Well, for one thing, as long as we have had recorded history we have had evidence that humans have experienced a transcendent reality. That isn't proof a transcendent reality exists, but it is proof that those of us who feel we may have encountered it aren't alone. We may even be the majority. It seems to me the best argument for such a thing is experimental spirituality. Of course that won't satisfy the hardcore empiricist, but so what? One has to live his life where he is.
Also, I'm content with the idea that this transcendent reality is hypothetical. If I accept certain assumptions the whole matter can be dismissed as so much illusion and misperception. I can't prove that view wrong, nor do I feel a need to attempt to.
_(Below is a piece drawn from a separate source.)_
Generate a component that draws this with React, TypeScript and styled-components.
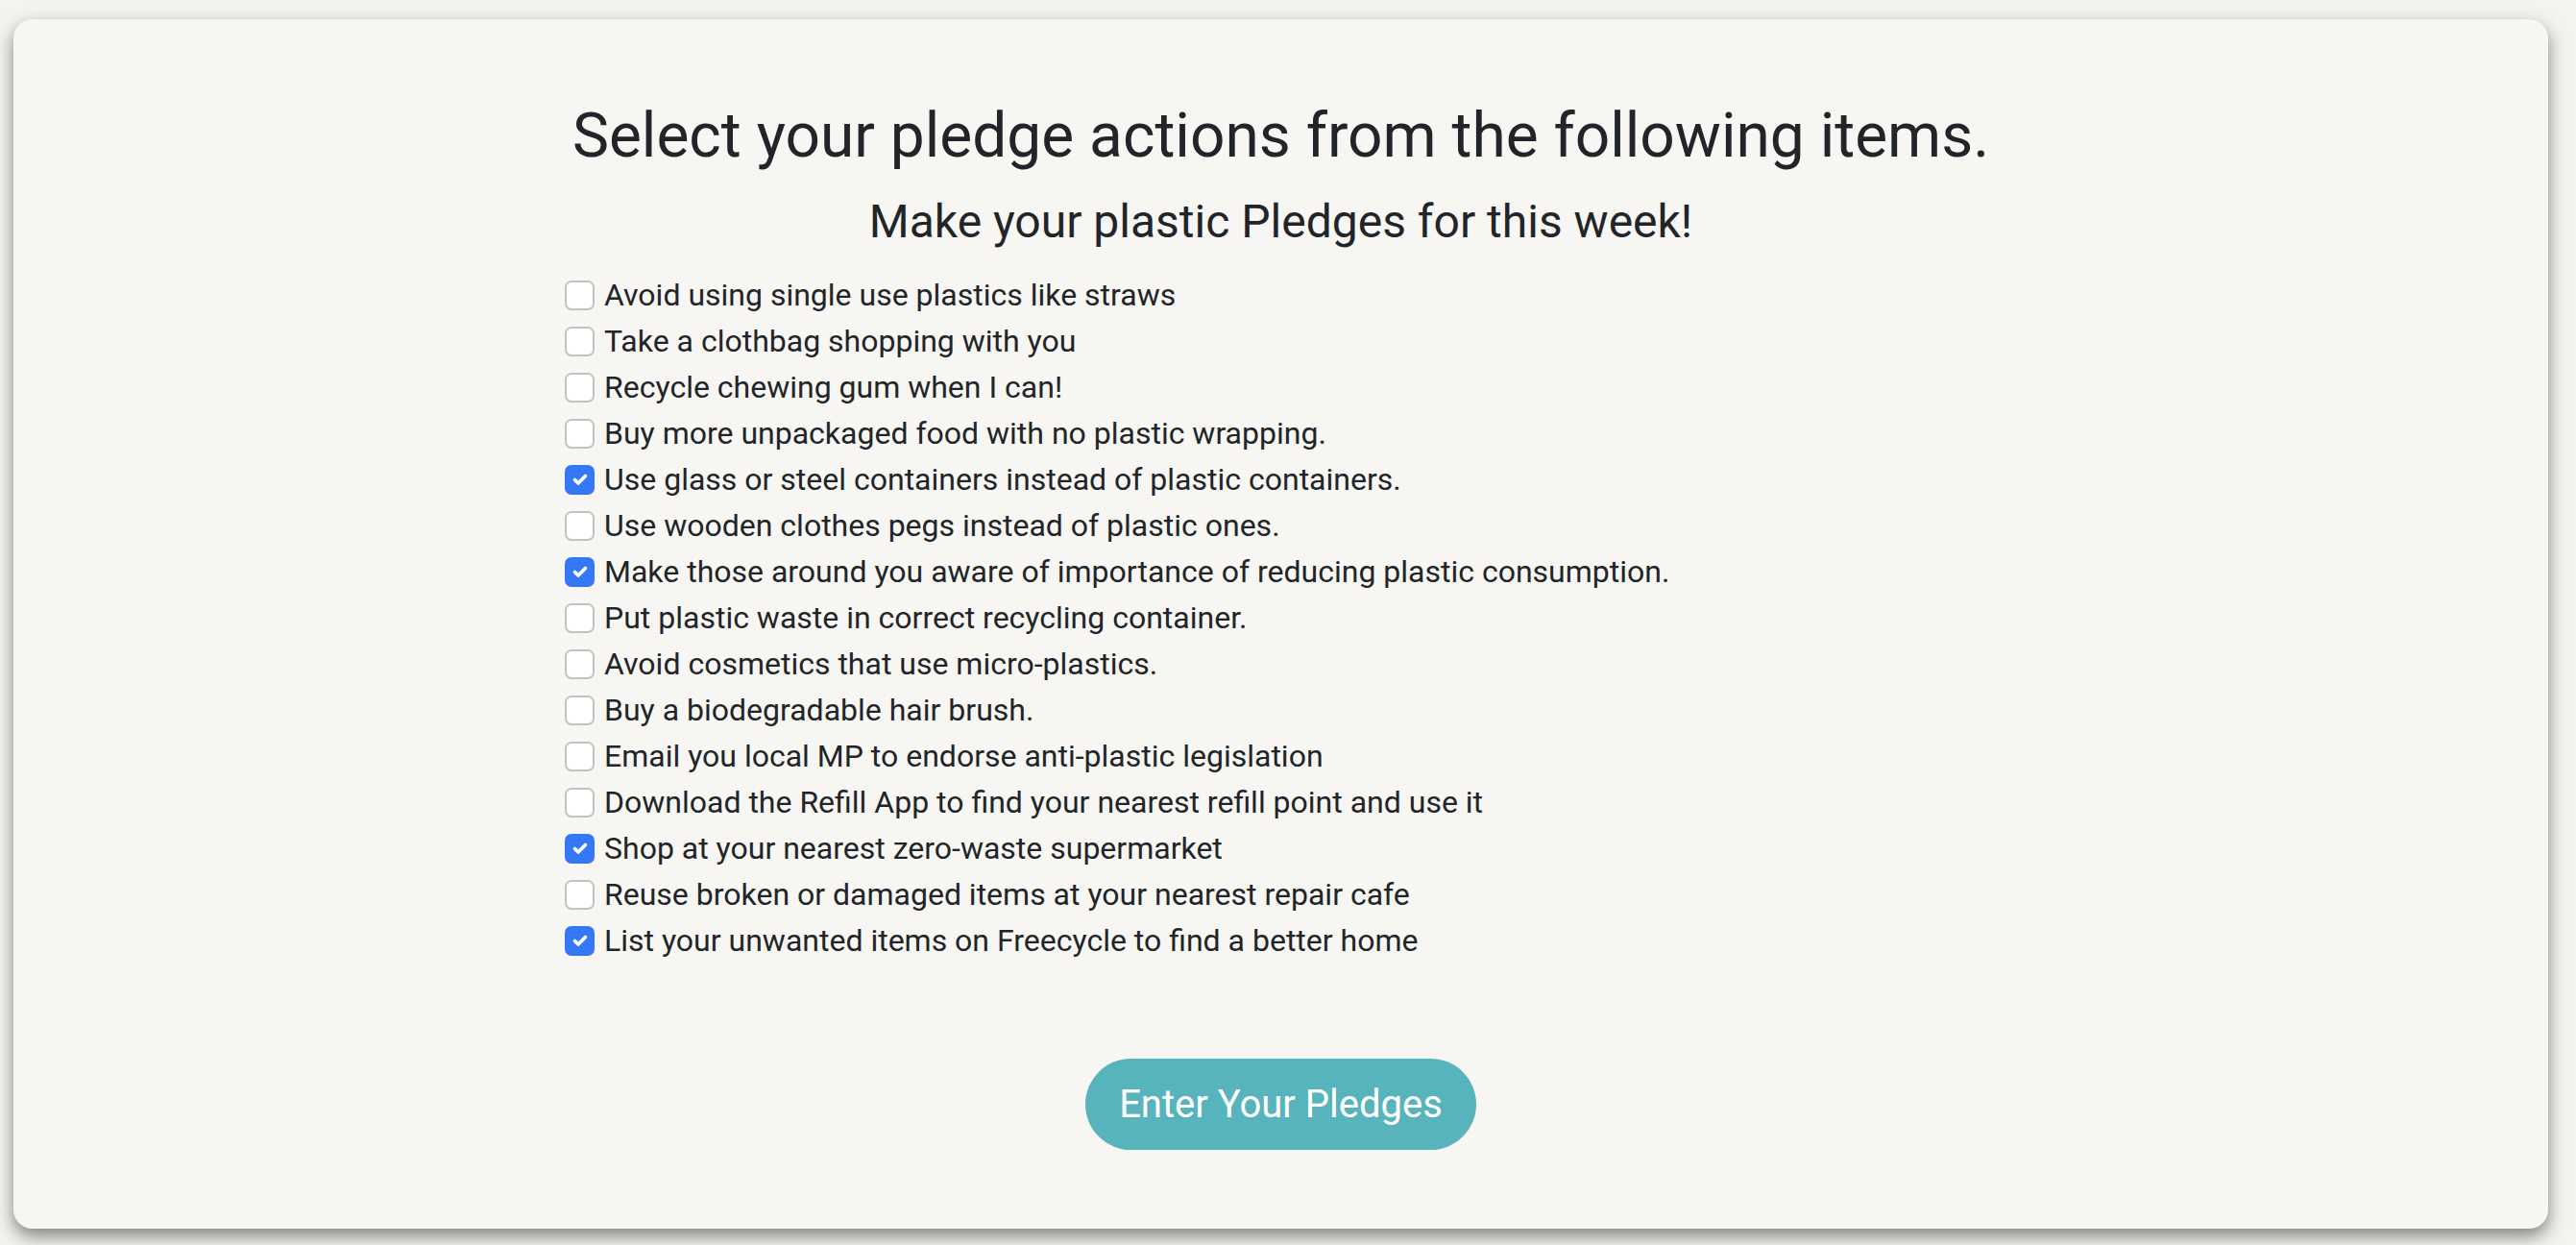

But if I allow myself to cleave to the "sunnier side of doubt" and "cling to the "Faith beyond the forms of Faith" I am free to indulge myself without the burden of proof. Those who have experienced it (or experienced what they though was it) stand with no need of proof. 
Nineteenth century theologian John Caird made a striking remark in his An Introduction to the Philosophy of Religion that suggested:
The more completely our notion of the unknown reality is purified from earthly analogies, from anthropomorphic conceptions and images—the more, in short, we approximate to the state of simple awe before the altar of the Unknown and Unknowable, the nearer do we come to the perfect ideal of religion.
Such talk is sheer foolishness to the persons who go by their five sense alone. And I hate to appear foolish in front of a segment of my fellow creatures. But the sunny side of doubt leaves me room to question if the five senses alone are enough to tell me all there is to know about reality.